There are two main methods for embedded detection and measurement of force or torque; strain gages and motor torque. Strain gages normally only cover certain single dimensions requiring multiple sensors. They also carry a significant wiring challenge.

Detecting motor torque changes as feedback from external forces applied is the preferred method because the motor is what is providing the motion in the first place and its current levels are directly proportional to its torque output. Unfortunately, any compliance and decoupling of the robot mechanics from the motor results in errors in torque measurements.

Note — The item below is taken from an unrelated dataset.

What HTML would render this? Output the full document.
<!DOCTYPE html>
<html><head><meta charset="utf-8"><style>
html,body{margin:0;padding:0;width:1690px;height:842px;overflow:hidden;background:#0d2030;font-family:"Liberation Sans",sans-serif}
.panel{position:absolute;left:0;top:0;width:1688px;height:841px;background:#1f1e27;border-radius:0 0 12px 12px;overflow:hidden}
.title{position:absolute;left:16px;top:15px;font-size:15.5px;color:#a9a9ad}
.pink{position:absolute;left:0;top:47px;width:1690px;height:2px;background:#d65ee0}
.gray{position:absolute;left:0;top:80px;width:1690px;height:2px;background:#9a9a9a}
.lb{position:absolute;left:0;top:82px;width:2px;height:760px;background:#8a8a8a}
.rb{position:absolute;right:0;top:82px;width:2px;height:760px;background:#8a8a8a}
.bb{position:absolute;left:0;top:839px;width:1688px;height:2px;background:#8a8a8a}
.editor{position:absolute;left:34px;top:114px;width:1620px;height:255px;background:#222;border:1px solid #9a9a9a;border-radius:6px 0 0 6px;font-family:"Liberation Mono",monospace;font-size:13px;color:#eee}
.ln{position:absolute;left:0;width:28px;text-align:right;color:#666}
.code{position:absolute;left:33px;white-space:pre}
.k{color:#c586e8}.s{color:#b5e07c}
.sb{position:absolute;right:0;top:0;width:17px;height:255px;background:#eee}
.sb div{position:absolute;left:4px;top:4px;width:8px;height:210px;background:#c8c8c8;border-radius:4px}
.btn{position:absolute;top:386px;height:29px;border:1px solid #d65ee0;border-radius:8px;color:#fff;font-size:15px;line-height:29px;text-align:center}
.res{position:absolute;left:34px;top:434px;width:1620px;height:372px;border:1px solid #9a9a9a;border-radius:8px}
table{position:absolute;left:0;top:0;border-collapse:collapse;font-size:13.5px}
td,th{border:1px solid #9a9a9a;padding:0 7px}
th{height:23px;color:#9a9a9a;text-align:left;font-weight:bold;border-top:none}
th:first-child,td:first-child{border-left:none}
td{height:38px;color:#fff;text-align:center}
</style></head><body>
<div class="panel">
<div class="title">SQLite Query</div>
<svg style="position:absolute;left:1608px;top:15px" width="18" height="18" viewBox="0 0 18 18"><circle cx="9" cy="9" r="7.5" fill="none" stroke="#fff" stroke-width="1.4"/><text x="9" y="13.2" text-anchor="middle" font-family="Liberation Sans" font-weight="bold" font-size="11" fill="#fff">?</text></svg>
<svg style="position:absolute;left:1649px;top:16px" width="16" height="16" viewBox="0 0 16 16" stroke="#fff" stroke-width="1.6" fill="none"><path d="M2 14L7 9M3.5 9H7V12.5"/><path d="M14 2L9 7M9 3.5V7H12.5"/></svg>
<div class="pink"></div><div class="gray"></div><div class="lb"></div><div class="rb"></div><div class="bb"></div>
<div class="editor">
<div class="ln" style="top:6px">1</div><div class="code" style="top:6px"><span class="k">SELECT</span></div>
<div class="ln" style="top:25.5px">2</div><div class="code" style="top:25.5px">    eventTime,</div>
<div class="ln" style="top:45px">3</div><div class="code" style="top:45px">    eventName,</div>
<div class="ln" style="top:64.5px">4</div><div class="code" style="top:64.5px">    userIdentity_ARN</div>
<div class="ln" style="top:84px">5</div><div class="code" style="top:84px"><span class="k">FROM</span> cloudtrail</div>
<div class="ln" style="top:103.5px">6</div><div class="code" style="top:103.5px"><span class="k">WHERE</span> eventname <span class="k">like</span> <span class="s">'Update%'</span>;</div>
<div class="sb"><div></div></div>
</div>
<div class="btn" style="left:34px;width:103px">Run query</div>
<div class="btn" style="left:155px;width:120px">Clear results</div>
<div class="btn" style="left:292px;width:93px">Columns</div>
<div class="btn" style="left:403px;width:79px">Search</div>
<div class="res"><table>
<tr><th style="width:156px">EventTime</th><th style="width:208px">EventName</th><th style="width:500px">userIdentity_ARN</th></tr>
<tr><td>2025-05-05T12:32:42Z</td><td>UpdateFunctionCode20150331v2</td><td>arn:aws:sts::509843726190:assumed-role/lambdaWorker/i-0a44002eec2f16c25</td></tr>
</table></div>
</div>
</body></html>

The method discussed in this technical note uses dual encoders, not only to improve joint accuracy, but for real time monitoring of the stiffness/compliance in each robot joint. Through this method, joint position and torque can be monitored together to provide information to the collaborative robot controller. With accurate torque and position monitoring force sensing, even in the presence of stiffness/compliance can be compensated for.

Force input is related to power (voltage & current) input to the motor. When stiffness enters the system there is a compliance in force and position that can disconnect the input force and position from the output force and position. This makes detecting an external force, from human interaction, much more complicated.

Dual high resolution encoders are especially effective when there is a lack of torsional stiffness and a potential friction deadband. A simple algorithm based on the stiffness model can be used to compensate allowing the robot to be more collaborative with good dynamic performance as shown in the Stiffness Compensation Algorithm section above. The algorithm will allow the robot controller to make a 1st order compensation for stiffness limitations.